I’ve written about why I dislike how Steve and Sharon are shoved together in Civil War for one weird kiss. But I like Sharon’s character quite a lot, onscreen as well as in the comics, and to see her written off without so much as a mention is uncomfortable. The actress Emily VanCamp has spoken diplomatically in the past about how Sharon was part of Steve’s world and not the greater whole, and the Infinity War/Endgame screenwriters have discussed how they felt there wasn’t space in the first film to explore everyone’s personal lives.
But Endgame is a movie that brings back almost every character who’s ever been in the MCU, even for just a brief cameo—and it delves into personal lives quite a lot. Everyone else from “Cap’s world” is there, including Alexander Pierce, Brock Rumlow, Red Skull, and Jasper Sitwell. Even Arnim Zola gets a shoutout. Sharon is totally missing, presumably because her appearance would throw a wrench in the misty-eyed Steve/Peggy resolution by reminding the audience that she was there in the first place.

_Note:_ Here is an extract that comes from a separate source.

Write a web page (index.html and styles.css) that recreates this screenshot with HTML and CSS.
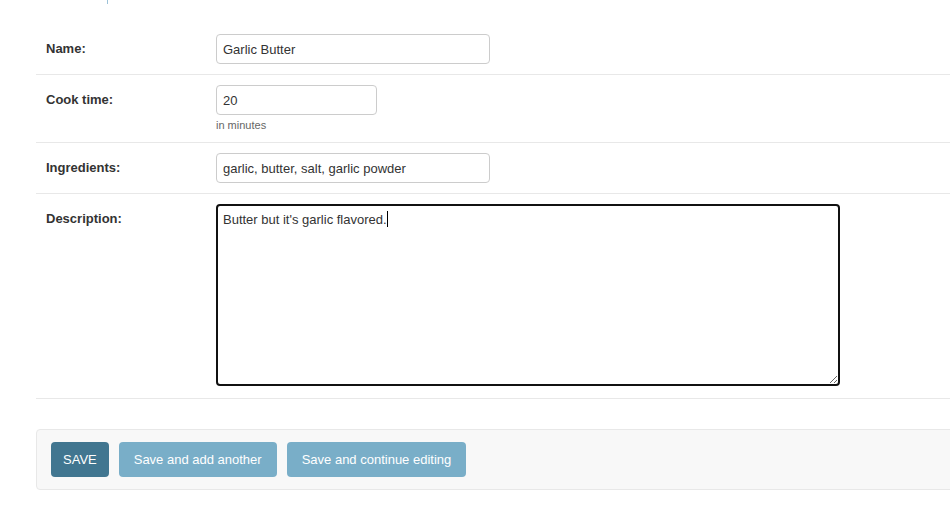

Just because Steve/Sharon was seen by some of us as poorly executed, and never as broadly popular as Steve/Peggy, doesn’t mean that it’s okay for the MCU to retcon that character development for Steve as though it never happened, and to seemingly retcon Sharon’s worth and involvement entirely. I argued back in January that it would be a mistake for the films to just disappear her. “You don’t give one of your biggest heroes a potential love interest over two movies and then never speak of it again,” I wrote in a memo that Kevin Feige left unread in the stack of my memos on his desk.
If the MCU had no further plans for Sharon, there was no need for the kiss in Civil War; it would have been refreshing for Steve to have simply made a new female friend and skilled ally. Had their attachment level remained as such, it’s not hard to imagine Sharon assembling in the big fight moment with the rest of the MCU’s powerful women. She deserved to be there. Instead, it is as though she never was, a devaluing of character no one else receives.
The other romance I’ve long railed against—and Avengers: Endgame saw fit to defenestrate—is that of Natasha Romanoff and Bruce Banner. Age of Ultron seemed to attempt to pair them for no better reason than they were the only “unattached” main Avengers. Their interactions thereafter were strained, implying that perhaps some greater sexy tension lay between them, though Bruce generally looked scared and Natasha looked amused.
Still, the MCU insisted on continuing to give them a weighted connection, with moments like the one in Ragnarok where the Hulk turns back into Bruce at the sight of Natasha on the computer monitor.
In Avengers: Endgame, there are suggestions that there is more to Bruce and Natasha’s relationship, but no will whatsoever to develop it. As with Steve and Sharon, Marvel appeared to want to graft in a romance on occasion and then hope we’d forget or stop caring that it was there when it didn’t fit their larger narrative.
When we meet up with the Avengers after the 5-year time jump, Bruce had been working to combine Banner and Hulk as his main goal. This interim would have been, theoretically, the perfect time to be with Natasha had their characters been so inclined—reaching for each other in a fractured universe, creating a sustaining bond. Natasha has moved into a position of leadership, but she also seems to be quite alone.
Had Marvel wanted these two to be developed together for further poignancy or basic continuity, we could have been told that they gave it a go in the background. Perhaps it fell apart, and was part of Bruce’s inclination to so radically change himself and embrace his Hulk side. But there’s nothing.
Yet Endgame isn’t finished. It gives Bruce (Professor Hulk?) the line “Clint, where’s Nat?” as he’s the first to notice she’s missing when they return from their missions. We pan to Professor Hulk’s devastated expression. Then, as the men discuss their fallen teammate, Professor Hulk is overwhelmed by his emotions, tears a bench from the dock, and hurls it into the distance. It’s meant to imply that he has feelings for Natasha even though they’re unexplored otherwise. Later, at Tony’s funeral, sad Professor Hulk stands alone, presumably missing his dead BFF Tony Stark as well as his quasi-lady love.
What bothers me about the abandonment of another romance that I disliked in the first place is simply that: its abandonment. There’s at least some lingering subtext here, which the erased Sharon Carter never gets. But why spend so many movies trying to make Bruce/Natasha happen only to cancel them out?
Does Marvel think that we’re not paying attention? Either resolve them—”we tried to make it work” or “we realized there was nothing there” are easy lines to include—or give us some heartbreaking melodrama. Have Natasha tell Clint, as she’s slipping away, “Tell Bruce I’m sorry.” Or have Professor Hulk weep about how he thought one day they might be together.
It feels as though this may have been excised to make Natasha’s sacrifice more defensible than Clint’s: she was seemingly unattached. No matter what, the MCU should have given us acknowledgment that they’d tried to make us care about these people’s interactions for several years. Steve/Sharon and Bruce/Natasha have their share of fans, sparked by the MCU’s canon and now ignored.
I’m uncomfortable with the implied hierarchy of relationships here. Just because the MCU’s own plotting and writing failed to generate deeper bonds between Steve and Sharon and Natasha and Bruce doesn’t mean they should just fall by the wayside. Not in a movie bent on hammering us over the head with the message that long-term commitment and familial attachment are the true endgame.